Motivation seems like a difficult nut to crack. Somedays it comes in truckloads. So much more than you want. Pity, you can’t store it up. And sometimes it doesn’t come at all. You leave all the important work to wait for it to show up and yet it doesn’t. These tips will motivate you right away:
#1: Give up.
The first step in this difficult to crack problem is to accept your lack of desire to work. Tell yourself that it’s okay even when it’s not. In other words, give up.
And then observe if you can stop yourself at that. Notice if you can move on to the next task.
You’ll realize that you will if your reason for doing the task, in the beginning, wasn’t crystal clear. Otherwise, you will get a lot more clarity on your reasons and this clarity will motivate you.
#2: Don’t take any action. Now.
This may sound absurd. Counterintuitive.
But you know what? It works. Because anticipation is great. Especially when you are starting. Anticipation will help culminate the idea. Not only that you will be excited about it but you will also find clarity on your purpose.
In addition to that, you will get time to make a plan. And making a plan helps you to increase your odds of success multifold.
Defer action. But not forever.
If you manage to motivate yourself and want to do a task, don’t do it right away. Many of us tend to get excited and want to start right away. That’s a mistake.

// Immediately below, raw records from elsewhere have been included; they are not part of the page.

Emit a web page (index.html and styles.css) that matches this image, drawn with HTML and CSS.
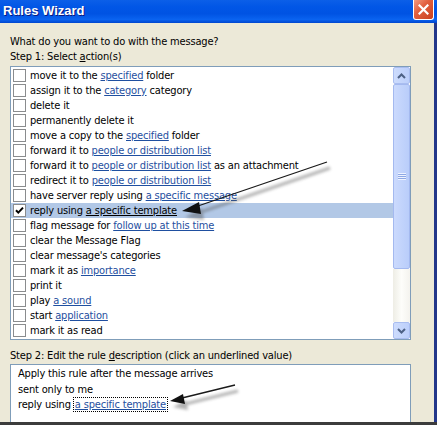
FILE: index.html
```html
<!DOCTYPE html>
<html>
<head>
<meta charset="utf-8">
<link rel="stylesheet" href="styles.css">
</head>
<body>
<div class="page">
  <div class="window">
    <div class="titlebar">
      <span class="title">Rules Wizard</span>
      <span class="close"><svg width="11" height="11" viewBox="0 0 11 11"><path d="M1.5 1.5 L9.5 9.5 M9.5 1.5 L1.5 9.5" stroke="#fff" stroke-width="2.2" stroke-linecap="square"/></svg></span>
    </div>
    <div class="body">
      <div class="line">What do you want to do with the message?</div>
      <div class="line">Step 1: Select <u>a</u>ction(s)</div>
      <div class="listbox">
        <div class="rows">
          <div class="row"><span class="cb"></span><span>move it to the <a>specified</a> folder</span></div>
          <div class="row"><span class="cb"></span><span>assign it to the <a>category</a> category</span></div>
          <div class="row"><span class="cb"></span><span>delete it</span></div>
          <div class="row"><span class="cb"></span><span>permanently delete it</span></div>
          <div class="row"><span class="cb"></span><span>move a copy to the <a>specified</a> folder</span></div>
          <div class="row"><span class="cb"></span><span>forward it to <a>people or distribution list</a></span></div>
          <div class="row"><span class="cb"></span><span>forward it to <a>people or distribution list</a> as an attachment</span></div>
          <div class="row"><span class="cb"></span><span>redirect it to <a>people or distribution list</a></span></div>
          <div class="row"><span class="cb"></span><span>have server reply using <a>a specific message</a></span></div>
          <div class="row selected"><span class="cb"><svg width="11" height="11" viewBox="0 0 11 11"><path d="M2 5.2 L4.3 7.6 L9 2.6" fill="none" stroke="#000" stroke-width="2"/></svg></span><span>reply using <a>a specific template</a></span></div>
          <div class="row"><span class="cb"></span><span>flag message for <a>follow up at this time</a></span></div>
          <div class="row"><span class="cb"></span><span>clear the Message Flag</span></div>
          <div class="row"><span class="cb"></span><span>clear message's categories</span></div>
          <div class="row"><span class="cb"></span><span>mark it as <a>importance</a></span></div>
          <div class="row"><span class="cb"></span><span>print it</span></div>
          <div class="row"><span class="cb"></span><span>play <a>a sound</a></span></div>
          <div class="row"><span class="cb"></span><span>start <a>application</a></span></div>
          <div class="row"><span class="cb"></span><span>mark it as read</span></div>
        </div>
        <div class="scrollbar">
          <div class="sbtn"><svg width="9" height="6" viewBox="0 0 9 6"><path d="M1 5 L4.5 1.5 L8 5" fill="none" stroke="#4d6185" stroke-width="2"/></svg></div>
          <div class="thumb"><span class="grip"></span></div>
          <div class="track"></div>
          <div class="sbtn"><svg width="9" height="6" viewBox="0 0 9 6"><path d="M1 1 L4.5 4.5 L8 1" fill="none" stroke="#4d6185" stroke-width="2"/></svg></div>
        </div>
      </div>
      <div class="line step2">Step 2: Edit the rule <u>d</u>escription (click an underlined value)</div>
      <div class="desc">
        <div class="dline">Apply this rule after the message arrives</div>
        <div class="dline">sent only to me</div>
        <div class="dline">reply using <a class="focus">a specific template</a></div>
      </div>
    </div>
  </div>
  <svg class="annot" width="441" height="426" viewBox="0 0 441 426">
    <defs>
      <filter id="blur" x="-20%" y="-50%" width="140%" height="200%"><feGaussianBlur stdDeviation="1.6"/></filter>
    </defs>
    <g filter="url(#blur)" opacity="0.45" transform="translate(3,6)">
      <path d="M327 162 L195 207" stroke="#555" stroke-width="3" fill="none"/>
      <path d="M182 211 L199 202 L201 214 Z" fill="#555"/>
      <path d="M235 385 L182 398" stroke="#555" stroke-width="3" fill="none"/>
      <path d="M170 401 L183 394 L185 404 Z" fill="#555"/>
    </g>
    <path d="M327 162 L195 207" stroke="#1a1a1a" stroke-width="1.3" fill="none"/>
    <path d="M182 211 L199 202 L201 214 Z" fill="#111"/>
    <path d="M235 385 L182 398" stroke="#1a1a1a" stroke-width="1.3" fill="none"/>
    <path d="M170 401 L183 394 L185 404 Z" fill="#111"/>
  </svg>
</div>
</body>
</html>
```

FILE: styles.css
```css
html, body {
  margin: 0;
  padding: 0;
  background: #fff;
}
.page {
  position: relative;
  width: 441px;
  height: 426px;
  overflow: hidden;
  background: #fff;
  font-family: "DejaVu Sans Condensed", "DejaVu Sans", sans-serif;
  font-size: 11px;
  letter-spacing: -0.17px;
  color: #000;
}
.window {
  width: 437px;
  height: 425px;
  display: flex;
  flex-direction: column;
  border-bottom: 3px solid #3c3c3c;
  box-sizing: border-box;
}
.titlebar {
  height: 23px;
  flex: none;
  display: flex;
  align-items: flex-start;
  justify-content: space-between;
  padding: 0 3px 0 3px;
  background: linear-gradient(to bottom, #0b5fe8 0%, #0156e6 30%, #0053e3 60%, #0a63f0 85%, #0046cf 100%);
  box-sizing: border-box;
}
.title {
  font-family: "Liberation Sans", Arial, sans-serif;
  font-weight: bold;
  font-size: 13px;
  letter-spacing: 0;
  line-height: 22px;
  color: #fff;
  text-shadow: 1px 1px 0 #0a1a80;
}
.close {
  width: 21px;
  height: 20px;
  box-sizing: border-box;
  border: 1px solid #fff;
  border-top: none;
  border-radius: 0 0 3px 3px;
  background: linear-gradient(135deg, #f29a80 0%, #e2603f 40%, #c8401f 100%);
  display: flex;
  align-items: center;
  justify-content: center;
}
.body {
  flex: 1;
  background: #ece9d8;
  border-right: 3px solid #23378a;
  padding: 11px 23px 0 10px;
  display: flex;
  flex-direction: column;
  overflow: hidden;
}
.line {
  line-height: 15px;
  height: 15px;
  white-space: nowrap;
}
.listbox {
  margin-top: 2px;
  height: 274px;
  flex: none;
  box-sizing: border-box;
  border: 1px solid #7f9db9;
  background: #fff;
  display: flex;
}
.rows {
  flex: 1;
  padding-top: 1px;
}
.row {
  height: 15px;
  display: flex;
  align-items: center;
  padding-left: 2px;
  gap: 4px;
  white-space: nowrap;
  line-height: 15px;
}
.row.selected {
  background: #b2c8e6;
}
.row.selected a {
  color: #000;
}
.cb {
  width: 13px;
  height: 13px;
  box-sizing: border-box;
  border: 1px solid #8a8c8e;
  background: #fff;
  flex: none;
  display: flex;
  align-items: center;
  justify-content: center;
}
a {
  color: #1f4fa0;
  text-decoration: underline;
}
.scrollbar {
  width: 17px;
  flex: none;
  display: flex;
  flex-direction: column;
}
.sbtn {
  height: 17px;
  box-sizing: border-box;
  border: 1px solid #a9bdf0;
  border-radius: 2px;
  background: linear-gradient(to right, #cddcfd, #bccffb);
  display: flex;
  align-items: center;
  justify-content: center;
}
.thumb {
  height: 185px;
  box-sizing: border-box;
  border: 1px solid #a4b9ef;
  border-radius: 2px;
  background: linear-gradient(to right, #cbdafd, #b9cdfa);
  display: flex;
  align-items: center;
  justify-content: center;
}
.grip {
  width: 8px;
  height: 7px;
  background: repeating-linear-gradient(to bottom, #eef3ff 0, #eef3ff 1px, #8ea8e4 1px, #8ea8e4 2px);
}
.track {
  flex: 1;
  background: linear-gradient(to right, #eeede5, #fdfdfa 50%, #f4f3ee);
}
.step2 {
  margin-top: 8px;
}
.desc {
  margin-top: 1px;
  flex: 1;
  border: 1px solid #7f9db9;
  border-bottom: none;
  background: #fff;
  padding: 1px 7px 0 7px;
}
.dline {
  line-height: 15.5px;
  height: 15.5px;
  white-space: nowrap;
}
.focus {
  outline: 1px dotted #000;
  outline-offset: 0;
  padding: 0 1px;
}
.annot {
  position: absolute;
  left: 0;
  top: 0;
  pointer-events: none;
}
```
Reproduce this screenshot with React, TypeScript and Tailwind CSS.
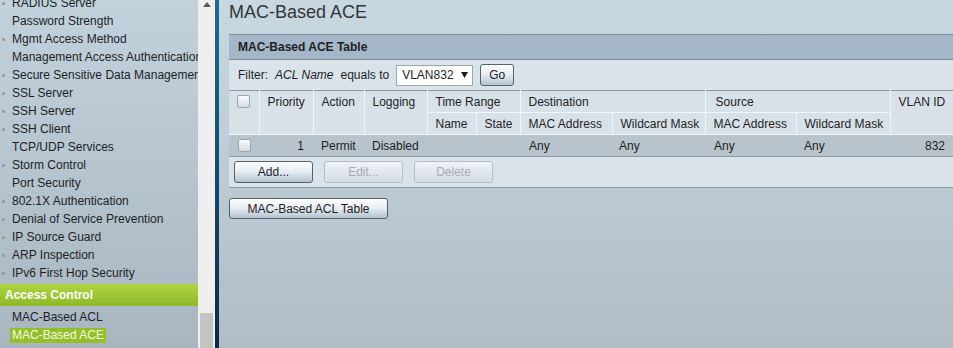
import React from "react";

const navItems: [string, boolean][] = [
  ["RADIUS Server", true],
  ["Password Strength", false],
  ["Mgmt Access Method", true],
  ["Management Access Authentication", false],
  ["Secure Sensitive Data Management", true],
  ["SSL Server", true],
  ["SSH Server", true],
  ["SSH Client", true],
  ["TCP/UDP Services", false],
  ["Storm Control", true],
  ["Port Security", false],
  ["802.1X Authentication", true],
  ["Denial of Service Prevention", true],
  ["IP Source Guard", true],
  ["ARP Inspection", true],
  ["IPv6 First Hop Security", true],
];

function Checkbox() {
  return (
    <div className="mx-auto h-[13px] w-[13px] rounded-[2px] border border-[#9aa5ae] bg-gradient-to-b from-[#fbfcfd] to-[#d3dae0]" />
  );
}

function Btn({
  children,
  disabled,
  className = "",
}: {
  children: React.ReactNode;
  disabled?: boolean;
  className?: string;
}) {
  return (
    <div
      className={
        "flex items-center justify-center whitespace-nowrap rounded-[3px] border " +
        (disabled
          ? "border-[#b3bec7] bg-gradient-to-b from-[#eef2f5] to-[#d6dee4] text-[#a3abb2] "
          : "border-[#54616d] bg-gradient-to-b from-[#fdfeff] via-[#e6ecf1] to-[#b3c2ce] text-[#1e2228] ") +
        className
      }
    >
      {children}
    </div>
  );
}

export default function App() {
  const th =
    "border-r border-b border-[#f2f5f7] text-left font-normal align-top pt-[4px] px-[8px] leading-[14px] whitespace-nowrap overflow-hidden";
  return (
    <div className="flex h-[348px] w-[953px] overflow-hidden font-['Liberation_Sans',Arial,sans-serif] text-[12px] text-[#1d1f26]">
      {/* Sidebar */}
      <aside className="w-[198px] shrink-0 overflow-hidden bg-gradient-to-b from-[#c2d2dc] to-[#a9b6c0]">
        <ul className="-mt-[6px]">
          {navItems.map(([label, bullet]) => (
            <li key={label} className="flex h-[18px] items-center whitespace-nowrap">
              <span className="flex w-[12px] shrink-0 items-center">
                {bullet && (
                  <span className="ml-[2px] h-[3px] w-[3px] rounded-full bg-[#8a97a1]" />
                )}
              </span>
              {label}
            </li>
          ))}
        </ul>
        <div className="mt-[2px] flex h-[22px] items-center bg-gradient-to-b from-[#afd43f] to-[#8dba2a] pl-[5px] font-bold text-white">
          Access Control
        </div>
        <ul className="mt-[2px]">
          <li className="flex h-[18px] items-center whitespace-nowrap pl-[12px]">MAC-Based ACL</li>
          <li className="flex h-[18px] items-center whitespace-nowrap pl-[10px]">
            <span className="bg-[#93bf27] px-[2px] leading-[15px] text-[#f6fae8]">MAC-Based ACE</span>
          </li>
        </ul>
      </aside>

      {/* Scrollbar */}
      <div className="flex w-[17px] shrink-0 flex-col justify-between bg-[#efefef]">
        <div className="flex justify-center pt-[2px]">
          <svg width="8" height="5" viewBox="0 0 8 5">
            <path d="M0 5 L4 0 L8 5 Z" fill="#5a5a5a" />
          </svg>
        </div>
        <div className="mx-[2px] h-[35px] bg-[#c3c3c3]" />
      </div>

      {/* Divider */}
      <div className="w-[4px] shrink-0 bg-gradient-to-b from-[#1e6b95] to-[#0b2a4b]" />

      {/* Main */}
      <main className="flex-1 overflow-hidden bg-gradient-to-b from-[#c7d8e1] via-[#bccbd4] to-[#b2bcc5] pl-[10px]">
        <h1 className="h-[34px] pt-[3px] text-[18px] leading-[18px] text-[#333638]">MAC-Based ACE</h1>

        <section className="w-[724px]">
          <div className="flex h-[26px] items-center border-y border-[#7e8f9d] bg-[#a3b7c8] pl-[9px] font-bold">
            MAC-Based ACE Table
          </div>
          <div className="flex h-[30px] items-center bg-[#dbe3ea] pl-[9px]">
            <span>Filter:</span>
            <span className="ml-[7px] italic">ACL Name</span>
            <span className="ml-[7px]">equals to</span>
            <div className="ml-[7px] flex h-[21px] w-[77px] items-center border border-[#9aa6b0] bg-white pl-[5px]">
              <span>VLAN832</span>
              <svg className="ml-[7px]" width="7" height="6" viewBox="0 0 7 6">
                <path d="M0 0 L7 0 L3.5 6 Z" fill="#1d1f26" />
              </svg>
            </div>
            <Btn className="ml-[7px] h-[22px] w-[34px]">Go</Btn>
          </div>

          <table className="w-[724px] table-fixed border-collapse border-t border-[#8c99a4] whitespace-nowrap">
            <colgroup>
              <col className="w-[30px]" />
              <col className="w-[54px]" />
              <col className="w-[51px]" />
              <col className="w-[63px]" />
              <col className="w-[49px]" />
              <col className="w-[44px]" />
              <col className="w-[92px]" />
              <col className="w-[93px]" />
              <col className="w-[91px]" />
              <col className="w-[94px]" />
              <col className="w-[63px]" />
            </colgroup>
            <thead className="bg-[#d9e1e8]">
              <tr className="h-[22px]">
                <th rowSpan={2} className={th + " px-0"}>
                  <Checkbox />
                </th>
                <th rowSpan={2} className={th}>Priority</th>
                <th rowSpan={2} className={th + " px-[7px]"}>Action</th>
                <th rowSpan={2} className={th}>Logging</th>
                <th colSpan={2} className={th}>Time Range</th>
                <th colSpan={2} className={th}>Destination</th>
                <th colSpan={2} className={th + " pl-[10px]"}>Source</th>
                <th rowSpan={2} className={th + " px-[7px] border-r-0"}>VLAN ID</th>
              </tr>
              <tr className="h-[22px]">
                <th className={th}>Name</th>
                <th className={th}>State</th>
                <th className={th}>MAC Address</th>
                <th className={th + " px-[7px]"}>Wildcard Mask</th>
                <th className={th}>MAC Address</th>
                <th className={th}>Wildcard Mask</th>
              </tr>
            </thead>
            <tbody>
              <tr className="h-[22px] border-b border-[#8e9aa4] bg-[#b8c3cc]">
                <td><Checkbox /></td>
                <td className="pr-[9px] text-right">1</td>
                <td className="pl-[8px]">Permit</td>
                <td className="pl-[8px]">Disabled</td>
                <td />
                <td />
                <td className="pl-[9px]">Any</td>
                <td className="pl-[7px]">Any</td>
                <td className="pl-[9px]">Any</td>
                <td className="pl-[8px]">Any</td>
                <td className="pr-[8px] text-right">832</td>
              </tr>
            </tbody>
          </table>

          <div className="flex h-[31px] items-center gap-[11px] border-b border-[#89949d] bg-[#dbe3ea] pl-[5px]">
            <Btn className="h-[22px] w-[79px]">Add...</Btn>
            <Btn disabled className="h-[22px] w-[79px]">Edit...</Btn>
            <Btn disabled className="h-[22px] w-[79px]">Delete</Btn>
          </div>
        </section>

        <Btn className="mt-[10px] h-[21px] w-[159px]">MAC-Based ACL Table</Btn>
      </main>
    </div>
  );
}
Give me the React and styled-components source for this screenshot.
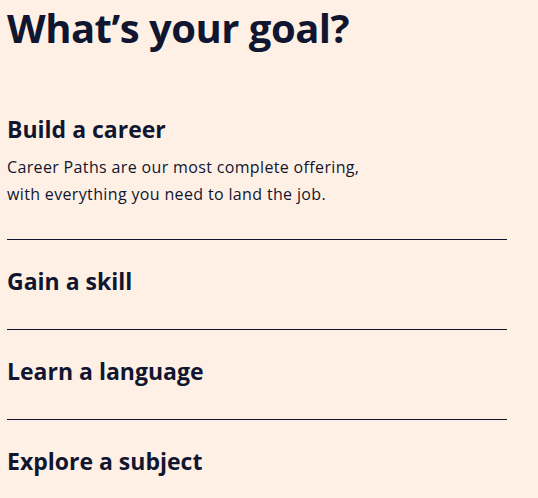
import React from "react";
import styled, { createGlobalStyle } from "styled-components";

const GlobalStyle = createGlobalStyle`
  body {
    margin: 0;
    background-color: #fff0e5;
    color: #10162f;
    font-family: "Open Sans", Lato, sans-serif;
  }
`;

const goals = [
  {
    title: "Build a career",
    text: ["Career Paths are our most complete offering,", "with everything you need to land the job."],
  },
  { title: "Gain a skill" },
  { title: "Learn a language" },
  { title: "Explore a subject" },
];

const App = () => {
  return (
    <>
      <GlobalStyle />
      <StPage>
        <StTitle>What’s your goal?</StTitle>
        <StList>
          {goals.map((goal, i) => (
            <StItem key={goal.title} $last={i === goals.length - 1}>
              <StItemTitle>{goal.title}</StItemTitle>
              {goal.text && (
                <StText>
                  {goal.text[0]}
                  <br />
                  {goal.text[1]}
                </StText>
              )}
            </StItem>
          ))}
        </StList>
      </StPage>
    </>
  );
};

export default App;

const StPage = styled.div`
  padding: 0 7px;
  width: 500px;
`;

const StTitle = styled.h1`
  margin: 0;
  font-size: 40px;
  line-height: 55px;
  font-weight: 700;
  letter-spacing: -0.5px;
`;

const StList = styled.div`
  display: flex;
  flex-direction: column;
  margin-top: 58px;
`;

const StItem = styled.div`
  padding: 25px 0 32px;
  border-bottom: ${(p) => (p.$last ? "none" : "1px solid #10162f")};

  &:first-child {
    padding-top: 0;
    padding-bottom: 31px;
  }
`;

const StItemTitle = styled.h2`
  margin: 0;
  font-size: 23px;
  line-height: 32px;
  font-weight: 700;
`;

const StText = styled.p`
  margin: 9px 0 0;
  font-size: 16px;
  line-height: 27px;
  font-weight: 400;
  letter-spacing: 0.35px;
`;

Set a deadline — a week or two, or even a month — and make that your Start Date. Mark it on the calendar. Get excited about that date. In the meantime, start writing out a plan.
#3: Permit yourself.
I will ask you a question. You are presented with the task of writing a book review on a book. You have two things to choose – two famous books, one that is easy to read and the other one which is an extremely complicated one to read. Which one will you choose?
The answer is inconsequential.
Because you will end up doing the review on the one that is the easy read. Even if you decide to do the complicated one, in the beginning, you will be all set and pumped up for it until the time you have to start. Then, your motivation will suddenly vanish. After a few days, the deadline will loom closer and you will suddenly find yourself doing the easy one, even though you wanted to do the complicated one.
Only if you have a clear sense of why you wanted to read that complicated book.
Quite often a lack of motivation will lead you to procrastination.
And one important reason for this procrastination is the fact that you don’t permit yourself, not permission to succeed (because you feel you are not worth it), nor the permission to fail.
Once you accept the imperfect outcomes, you are ready to start.
#4: Break up.
This means breaking your goals into smaller ones so that the resistance level that you face concerning the task comes down.
Low resistance = High motivation
A rational-thinking person will always choose a task that involves lower effort because he (like all of us) wants to save his energy. (And have more time left for fun.)
Cut down the tasks into manageable portions. Small chunks. Tiny bits. That’s simple but effective.
#5: Give yourself a break.
Do other tasks. Help others. Make dinner. Water your plants. Read the newspaper. Watch the latest cat video.
Or do nothing.
Forget about doing the task-that-must-not-be-named at that moment. Just go with the flow.
Have some rest. Let your batteries charge. Give yourself some time off. If this does not motivate you, it will help you.
So that when you are back, you are back with style.